In another incidence, the Nepal Police disrupted a basket ball tournament organised by the Bhodrigpunda Association citing that the Tibetan group was carrying out anti-China activities. The organisers had to switch locations after they were prevented from continuing the tournament.
“From when did playing sports become an illegal activity,” questions Tenzin Dorjee, a twenty year-old who is baffled like many others by the length to which Nepali authorities have gone in limiting Tibetans’ freedom.
Many are now worried about the upcoming birthday celebrations of His Holiness the 14th Dalai Lama.
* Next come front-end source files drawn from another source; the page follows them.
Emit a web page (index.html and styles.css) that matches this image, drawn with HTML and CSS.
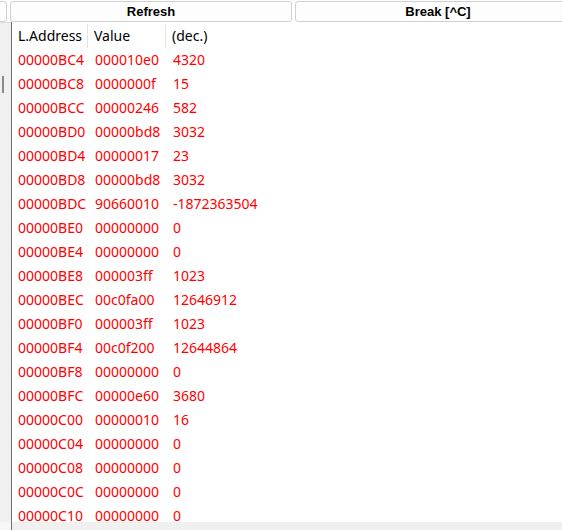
FILE: index.html
```html
<!DOCTYPE html>
<html>
<head>
<meta charset="utf-8">
<link rel="stylesheet" href="styles.css">
</head>
<body>
<div class="toolbar">
  <div class="btn btn-stub"></div>
  <div class="btn btn-refresh">Refresh</div>
  <div class="btn btn-break">Break [^C]</div>
</div>
<div class="main">
  <div class="side"><div class="side-top"><div class="thumb"></div></div><div class="side-bottom"></div></div>
  <div class="content">
    <div class="list">
      <div class="row head"><div class="c c1">L.Address</div><div class="c c2">Value</div><div class="c c3">(dec.)</div></div>
      <div class="row"><div class="c c1">00000BC4</div><div class="c c2">000010e0</div><div class="c c3">4320</div></div>
      <div class="row"><div class="c c1">00000BC8</div><div class="c c2">0000000f</div><div class="c c3">15</div></div>
      <div class="row"><div class="c c1">00000BCC</div><div class="c c2">00000246</div><div class="c c3">582</div></div>
      <div class="row"><div class="c c1">00000BD0</div><div class="c c2">00000bd8</div><div class="c c3">3032</div></div>
      <div class="row"><div class="c c1">00000BD4</div><div class="c c2">00000017</div><div class="c c3">23</div></div>
      <div class="row"><div class="c c1">00000BD8</div><div class="c c2">00000bd8</div><div class="c c3">3032</div></div>
      <div class="row"><div class="c c1">00000BDC</div><div class="c c2">90660010</div><div class="c c3">-1872363504</div></div>
      <div class="row"><div class="c c1">00000BE0</div><div class="c c2">00000000</div><div class="c c3">0</div></div>
      <div class="row"><div class="c c1">00000BE4</div><div class="c c2">00000000</div><div class="c c3">0</div></div>
      <div class="row"><div class="c c1">00000BE8</div><div class="c c2">000003ff</div><div class="c c3">1023</div></div>
      <div class="row"><div class="c c1">00000BEC</div><div class="c c2">00c0fa00</div><div class="c c3">12646912</div></div>
      <div class="row"><div class="c c1">00000BF0</div><div class="c c2">000003ff</div><div class="c c3">1023</div></div>
      <div class="row"><div class="c c1">00000BF4</div><div class="c c2">00c0f200</div><div class="c c3">12644864</div></div>
      <div class="row"><div class="c c1">00000BF8</div><div class="c c2">00000000</div><div class="c c3">0</div></div>
      <div class="row"><div class="c c1">00000BFC</div><div class="c c2">00000e60</div><div class="c c3">3680</div></div>
      <div class="row"><div class="c c1">00000C00</div><div class="c c2">00000010</div><div class="c c3">16</div></div>
      <div class="row"><div class="c c1">00000C04</div><div class="c c2">00000000</div><div class="c c3">0</div></div>
      <div class="row"><div class="c c1">00000C08</div><div class="c c2">00000000</div><div class="c c3">0</div></div>
      <div class="row"><div class="c c1">00000C0C</div><div class="c c2">00000000</div><div class="c c3">0</div></div>
      <div class="row last"><div class="c c1">00000C10</div><div class="c c2">00000000</div><div class="c c3">0</div></div>
    </div>
    <div class="bottom"></div>
  </div>
</div>
</body>
</html>
```

FILE: styles.css
```css
html, body {
  margin: 0;
  padding: 0;
  background: #ffffff;
  overflow: hidden;
  width: 562px;
  height: 530px;
}
.toolbar {
  display: flex;
  gap: 3px;
  height: 22px;
  margin-left: -5px;
  box-sizing: border-box;
  padding-top: 1px;
  width: 567px;
  overflow: hidden;
}
.btn {
  box-sizing: border-box;
  height: 21px;
  border: 1px solid #d0d0d0;
  border-radius: 3px;
  background: #fdfdfd;
  font-family: "Liberation Sans", Arial, sans-serif;
  font-weight: bold;
  font-size: 13px;
  line-height: 19px;
  text-align: center;
  color: #000;
  flex: none;
}
.btn-stub { width: 12px; }
.btn-refresh { width: 282px; }
.btn-break { width: 286px; }
.main {
  display: flex;
  height: 508px;
}
.side {
  width: 11px;
  border-right: 1px solid #6e6e6e;
  display: flex;
  flex-direction: column;
}
.side-top {
  height: 500px;
  background: #f0f0f0;
  border-top: 1px solid #dcdcdc;
  box-sizing: border-box;
  padding-top: 53px;
}
.side-bottom {
  flex: 1;
  background: #f7f7f7;
}
.thumb {
  width: 2px;
  height: 17px;
  margin-left: 2px;
  background: #8a8a8a;
}
.content {
  flex: 1;
  display: flex;
  flex-direction: column;
}
.list {
  height: 500px;
  background: #fff;
  padding-top: 2px;
  box-sizing: border-box;
}
.bottom {
  flex: 1;
  background: #f0f0f0;
}
.row {
  display: grid;
  grid-template-columns: 76px 78px 1fr;
  height: 24px;
  font-family: "Noto Sans", "Open Sans", sans-serif;
  font-size: 14px;
  line-height: 24px;
  color: #ff0000;
}
.row.last {
  height: 18px;
}
.row.head {
  color: #000;
}
.c1 { padding-left: 6px; }
.c2 { padding-left: 7px; }
.c3 { padding-left: 7px; }
.head .c1, .head .c2 {
  border-right: 1px solid #e5e5e5;
}
.head .c2 { padding-left: 6px; }
.head .c3 { padding-left: 6px; }
```
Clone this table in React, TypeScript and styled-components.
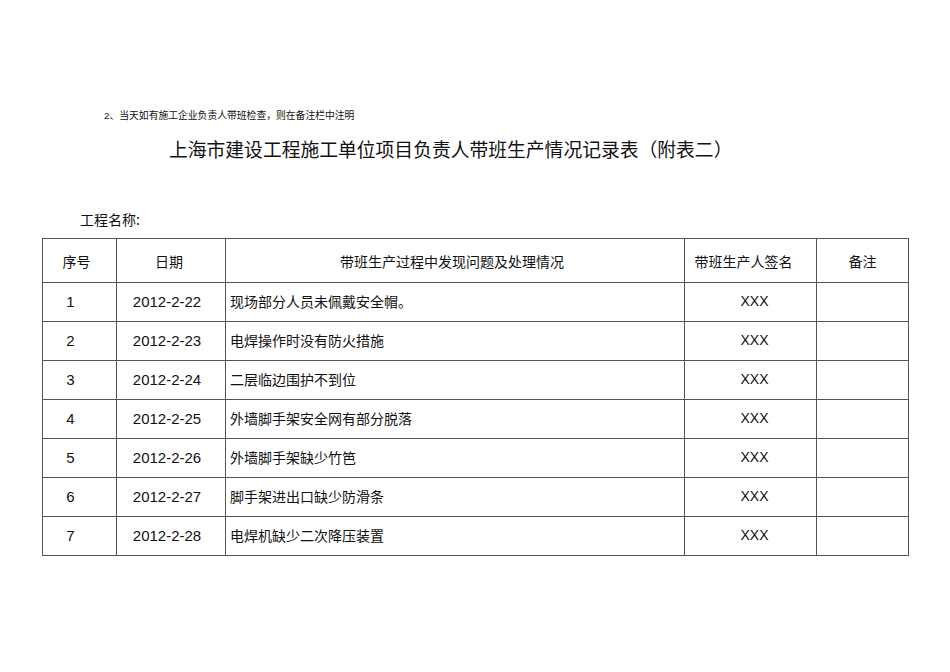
import React from "react";
import styled, { createGlobalStyle } from "styled-components";

const GlobalStyle = createGlobalStyle`
  html, body {
    margin: 0;
    padding: 0;
    background: #ffffff;
  }
  body {
    font-family: "Liberation Sans", "Noto Sans CJK SC", sans-serif;
    color: #111;
  }
`;

const Page = styled.div`
  width: 950px;
  height: 672px;
  padding: 109px 0 0 42px;
  box-sizing: border-box;
`;

const Note = styled.div`
  margin-left: 62px;
  font-size: 9.8px;
  line-height: 14px;
  font-family: "Liberation Sans", "Noto Sans CJK SC", sans-serif;
`;

const Title = styled.h1`
  margin: 13px 0 0 127px;
  font-size: 18.8px;
  line-height: 26px;
  font-weight: normal;
  font-family: "Noto Sans CJK SC", sans-serif;
`;

const ProjectName = styled.div`
  margin: 47px 0 0 38px;
  font-size: 14px;
  line-height: 20px;
  font-family: "Noto Sans CJK SC", sans-serif;
`;

const Table = styled.table`
  margin-top: 9px;
  border-collapse: collapse;
  table-layout: fixed;
  width: 866px;
`;

const Th = styled.th<{ $shift?: number }>`
  height: 43px;
  padding: 0 ${(p) => ((p.$shift ?? 0) < 0 ? -2 * (p.$shift ?? 0) : 0)}px 0
    ${(p) => ((p.$shift ?? 0) > 0 ? 2 * (p.$shift ?? 0) : 0)}px;
  border: 1px solid #555;
  font-weight: normal;
  font-size: 14px;
  font-family: "Noto Sans CJK SC", sans-serif;
  text-align: center;
  vertical-align: middle;
`;

const Td = styled.td<{ $align?: "left" | "center"; $cjk?: boolean; $shift?: number; $size?: number }>`
  height: 36px;
  padding: 0 ${(p) => ((p.$shift ?? 0) < 0 ? -2 * (p.$shift ?? 0) : 0)}px 2px
    ${(p) => (p.$align === "left" ? 4 : (p.$shift ?? 0) > 0 ? 2 * (p.$shift ?? 0) : 0)}px;
  border: 1px solid #555;
  font-size: ${(p) => p.$size ?? 14}px;
  font-family: ${(p) =>
    p.$cjk ? `"Noto Sans CJK SC", sans-serif` : `"Liberation Sans", "Noto Sans CJK SC", sans-serif`};
  text-align: ${(p) => p.$align ?? "center"};
  vertical-align: middle;
  white-space: nowrap;
`;

const rows = [
  { no: 1, date: "2012-2-22", issue: "现场部分人员未佩戴安全帽。" },
  { no: 2, date: "2012-2-23", issue: "电焊操作时没有防火措施" },
  { no: 3, date: "2012-2-24", issue: "二层临边围护不到位" },
  { no: 4, date: "2012-2-25", issue: "外墙脚手架安全网有部分脱落" },
  { no: 5, date: "2012-2-26", issue: "外墙脚手架缺少竹笆" },
  { no: 6, date: "2012-2-27", issue: "脚手架进出口缺少防滑条" },
  { no: 7, date: "2012-2-28", issue: "电焊机缺少二次降压装置" },
];

export default function App() {
  return (
    <>
      <GlobalStyle />
      <Page>
        <Note>2、当天如有施工企业负责人带班检查，则在备注栏中注明</Note>
        <Title>上海市建设工程施工单位项目负责人带班生产情况记录表（附表二）</Title>
        <ProjectName>工程名称:</ProjectName>
        <Table>
          <colgroup>
            <col style={{ width: 74 }} />
            <col style={{ width: 109 }} />
            <col style={{ width: 459 }} />
            <col style={{ width: 132 }} />
            <col style={{ width: 92 }} />
          </colgroup>
          <thead>
            <tr>
              <Th $shift={-3}>序号</Th>
              <Th $shift={-2}>日期</Th>
              <Th $shift={-3}>带班生产过程中发现问题及处理情况</Th>
              <Th $shift={-7}>带班生产人签名</Th>
              <Th>备注</Th>
            </tr>
          </thead>
          <tbody>
            {rows.map((r) => (
              <tr key={r.no}>
                <Td $shift={-9} $size={15}>
                  {r.no}
                </Td>
                <Td $shift={-4} $size={15}>
                  {r.date}
                </Td>
                <Td $align="left" $cjk>
                  {r.issue}
                </Td>
                <Td $shift={4}>XXX</Td>
                <Td />
              </tr>
            ))}
          </tbody>
        </Table>
      </Page>
    </>
  );
}
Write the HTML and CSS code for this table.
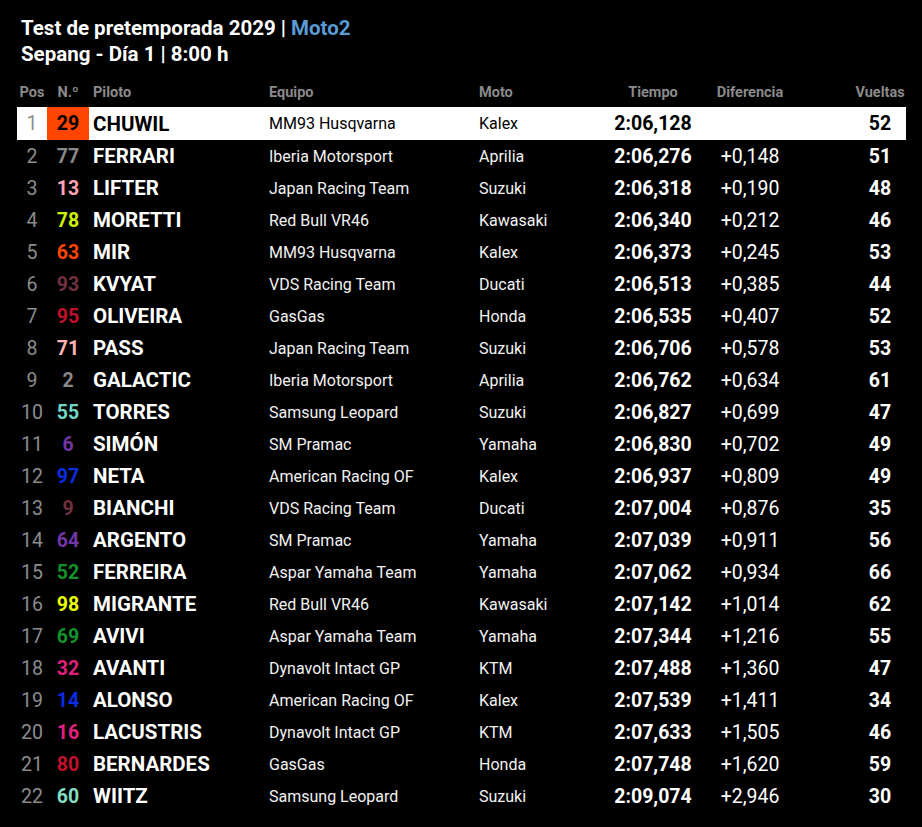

“Last year many Tibetans were prevented from attending the celebrations. The police blocked their movement which is completely irrational. I hope this year doesn’t repeat last year’s case,” shares Sonam Palmo, 62, a resident of Jawlakhel.
The latest move by the Nepali Police comes after the recent request made by the new Chinese envoy to Nepal, Yang Houlan to curb Free Tibet movements in the country. In a meeting with Deputy Prime Minister and Home Minister Krishna Prasad Mahara in Kathmandu on Monday, Yang expressed worries that Tibetan exiles in Nepal could resort to ‘anti-China’ protests during the anniversary celebrations of the Communist Party of China. Mahara on his part expressed the government’s full commitment to prevent such activities.
Last year, Mahara who is known to be a close aide of China was caught in a controversy when an audio tape featuring his alleged conversation with a Hong Kong-based Chinese agent was leaked. He was reportedly heard asking the Chinese agent for a 500 million bribe to swing the prime ministerial election in Nepal.
Nepal has been home to more than 20,000 Tibetan refugees since 1960 but its commitment to One-China Policy and the increasing pressure from China to thwart any anti-China activities has ceased its status as a safe abode for Tibetans.
With basic freedom of movement and assembly being curtailed, the situation only seems to be deteriorating for the thousands of Tibetan refugees. In March this year, Tibetans in Nepal were banned from electing their Kalon Tripa (Prime Minister) when Nepali authorities forcibly took away the ballot boxes.